__What you need to do__
Starting at the first line of the listing below, repeat each line exactly until the line containing "import React from", which you include. Leave out pictures.
** START OF Information provided **
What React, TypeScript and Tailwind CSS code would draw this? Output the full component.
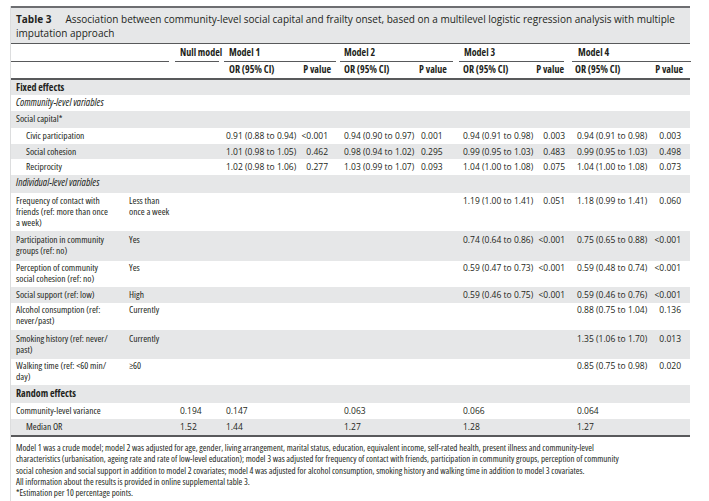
import React from "react";

type Row = {
  label: React.ReactNode;
  sub?: React.ReactNode;
  cells?: string[];
  grey?: boolean;
  kind?: "section" | "group" | "item" | "indent";
  h: string;
  pt?: string;
};

const rows: Row[] = [
  { label: "Fixed effects", kind: "section", grey: true, h: "h-[15px]" },
  { label: "Community-level variables", kind: "group", h: "h-[16px]" },
  { label: "Social capital*", grey: true, h: "h-[17px]" },
  {
    label: "Civic participation",
    kind: "indent",
    h: "h-[16px]",
    cells: ["", "0.91 (0.88 to 0.94)", "<0.001", "0.94 (0.90 to 0.97)", "0.001", "0.94 (0.91 to 0.98)", "0.003", "0.94 (0.91 to 0.98)", "0.003"],
  },
  {
    label: "Social cohesion",
    kind: "indent",
    grey: true,
    h: "h-[15px]",
    cells: ["", "1.01 (0.98 to 1.05)", "0.462", "0.98 (0.94 to 1.02)", "0.295", "0.99 (0.95 to 1.03)", "0.483", "0.99 (0.95 to 1.03)", "0.498"],
  },
  {
    label: "Reciprocity",
    kind: "indent",
    h: "h-[16px]",
    cells: ["", "1.02 (0.98 to 1.06)", "0.277", "1.03 (0.99 to 1.07)", "0.093", "1.04 (1.00 to 1.08)", "0.075", "1.04 (1.00 to 1.08)", "0.073"],
  },
  { label: "Individual-level variables", kind: "group", grey: true, h: "h-[18px]" },
  {
    label: (
      <>
        Frequency of contact with
        <br />
        friends (ref: more than once
        <br />a week)
      </>
    ),
    sub: (
      <>
        Less than
        <br />
        once a week
      </>
    ),
    h: "h-[38px]",
    cells: ["", "", "", "", "", "1.19 (1.00 to 1.41)", "0.051", "1.18 (0.99 to 1.41)", "0.060"],
  },
  {
    label: (
      <>
        Participation in community
        <br />
        groups (ref: no)
      </>
    ),
    sub: "Yes",
    grey: true,
    h: "h-[30px]",
    pt: "pt-[3px]",
    cells: ["", "", "", "", "", "0.74 (0.64 to 0.86)", "<0.001", "0.75 (0.65 to 0.88)", "<0.001"],
  },
  {
    label: (
      <>
        Perception of community
        <br />
        social cohesion (ref: no)
      </>
    ),
    sub: "Yes",
    h: "h-[26px]",
    pt: "pt-[1px]",
    cells: ["", "", "", "", "", "0.59 (0.47 to 0.73)", "<0.001", "0.59 (0.48 to 0.74)", "<0.001"],
  },
  {
    label: "Social support (ref: low)",
    sub: "High",
    grey: true,
    h: "h-[16px]",
    cells: ["", "", "", "", "", "0.59 (0.46 to 0.75)", "<0.001", "0.59 (0.46 to 0.76)", "<0.001"],
  },
  {
    label: (
      <>
        Alcohol consumption (ref:
        <br />
        never/past)
      </>
    ),
    sub: "Currently",
    h: "h-[27px]",
    pt: "pt-[1px]",
    cells: ["", "", "", "", "", "", "", "0.88 (0.75 to 1.04)", "0.136"],
  },
  {
    label: (
      <>
        Smoking history (ref: never/
        <br />
        past)
      </>
    ),
    sub: "Currently",
    grey: true,
    h: "h-[29px]",
    pt: "pt-[3px]",
    cells: ["", "", "", "", "", "", "", "1.35 (1.06 to 1.70)", "0.013"],
  },
  {
    label: (
      <>
        Walking time (ref: &lt;60 min/
        <br />
        day)
      </>
    ),
    sub: "≥60",
    h: "h-[26px]",
    pt: "pt-[1px]",
    cells: ["", "", "", "", "", "", "", "0.85 (0.75 to 0.98)", "0.020"],
  },
  { label: "Random effects", kind: "section", grey: true, h: "h-[18px]", pt: "pt-[3px]" },
  {
    label: "Community-level variance",
    h: "h-[16px]",
    cells: ["0.194", "0.147", "", "0.063", "", "0.066", "", "0.064", ""],
  },
  {
    label: "Median OR",
    kind: "indent",
    grey: true,
    h: "h-[16px]",
    cells: ["1.52", "1.44", "", "1.27", "", "1.28", "", "1.27", ""],
  },
];

const cellPad = [
  "pl-[7px]",
  "pl-[4px]",
  "text-right pr-[10px]",
  "pl-[6px]",
  "pl-[4px]",
  "pl-[6px]",
  "text-right pr-[6px]",
  "pl-[6px]",
  "text-right pr-[10px]",
];

const grid =
  "grid grid-cols-[113px_49px_49px_76px_40px_79px_40px_78px_36px_80px_40px]";

function BodyRow({ row }: { row: Row }) {
  const labelClass =
    row.kind === "section"
      ? "font-bold text-[10px]"
      : row.kind === "group"
        ? "italic text-[10.5px]"
        : "text-[9.5px]";
  const indent = row.kind === "indent" ? "pl-[15px]" : "pl-[5px]";
  return (
    <div
      className={`${grid} ${row.h} ${row.pt ?? "pt-[2px]"} ${row.grey ? "bg-[#e6e7e8]" : "bg-white"} leading-[11px]`}
    >
      <div className={`${indent} ${labelClass} whitespace-nowrap ${row.sub || row.cells ? "" : "col-span-11"}`}>
        {row.label}
      </div>
      {(row.sub || row.cells) && <div className="pl-[5px] text-[9.5px] whitespace-nowrap">{row.sub}</div>}
      {row.cells?.map((c, i) => (
        <div key={i} className={`${cellPad[i]} text-[8.5px] [font-stretch:88%] whitespace-nowrap`}>
          {c}
        </div>
      ))}
    </div>
  );
}

export default function App() {
  return (
    <div className="bg-white w-[709px] h-[501px] pt-[6px] text-[#231f20] font-['Open_Sans',sans-serif] [font-stretch:75%]">
      <div className="ml-[10px] w-[680px] border-l border-[#dcddde]">
        {/* Title */}
        <div className="border-t-2 border-[#6d6e71] bg-[#e6e7e8] pl-[5px] pr-[4px] pt-[4px] pb-[3px] text-[10px] leading-[14px] [font-stretch:88%]">
          <span className="font-bold mr-[14px]">Table 3</span>
          Association between community-level social capital and frailty onset, based on a multilevel logistic
          regression analysis with multiple
          <br />
          imputation approach
        </div>

        {/* Column headers */}
        <div className="border-t border-[#58595b] font-bold text-[10px] leading-[11px]">
          <div className={`${grid} h-[18px]`}>
            <div className="col-span-2 mr-[4px] border-b border-[#58595b]" />
            <div className="ml-[2px] mr-[3px] border-b border-[#58595b] pt-[3px] pl-[5px] whitespace-nowrap">
              Null model
            </div>
            <div className="col-span-2 ml-[2px] mr-[2px] border-b border-[#58595b] pt-[3px] pl-[5px]">Model 1</div>
            <div className="col-span-2 ml-[2px] mr-[4px] border-b border-[#58595b] pt-[3px] pl-[4px]">Model 2</div>
            <div className="col-span-2 ml-[2px] mr-[7px] border-b border-[#58595b] pt-[3px] pl-[5px]">Model 3</div>
            <div className="col-span-2 ml-[1px] border-b border-[#58595b] pt-[3px] pl-[6px]">Model 4</div>
          </div>
          <div className={`${grid} h-[18px] pt-[2px] border-b-2 border-[#58595b]`}>
            <div className="col-span-3" />
            <div className="pl-[7px] whitespace-nowrap">OR (95% CI)</div>
            <div className="text-right pr-[7px] whitespace-nowrap">P value</div>
            <div className="pl-[6px] whitespace-nowrap">OR (95% CI)</div>
            <div className="pl-[2px] whitespace-nowrap">P value</div>
            <div className="pl-[6px] whitespace-nowrap">OR (95% CI)</div>
            <div className="text-right pr-[7px] whitespace-nowrap">P value</div>
            <div className="pl-[4px] whitespace-nowrap">OR (95% CI)</div>
            <div className="text-right pr-[8px] whitespace-nowrap">P value</div>
          </div>
        </div>

        {/* Body */}
        <div className="border-b-2 border-[#58595b]">
          {rows.map((r, i) => (
            <BodyRow key={i} row={r} />
          ))}
        </div>

        {/* Footnotes */}
        <div className="pl-[5px] pt-[5px] pb-[3px] text-[9px] leading-[11.25px] whitespace-nowrap border-b border-[#e6e7e8]">
          Model 1 was a crude model; model 2 was adjusted for age, gender, living arrangement, marital status, education,
          equivalent income, self-rated health, present illness and community-level
          <br />
          characteristics (urbanisation, ageing rate and rate of low-level education); model 3 was adjusted for frequency of
          contact with friends, participation in community groups, perception of community
          <br />
          social cohesion and social support in addition to model 2 covariates; model 4 was adjusted for alcohol
          consumption, smoking history and walking time in addition to model 3 covariates.
          <br />
          All information about the results is provided in online supplemental table 3.
          <br />
          *Estimation per 10 percentage points.
        </div>
      </div>
    </div>
  );
}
** END OF Information provided **
__Reply to the task__
What React, TypeScript and Tailwind CSS code would draw this? Output the full component.
import React from "react";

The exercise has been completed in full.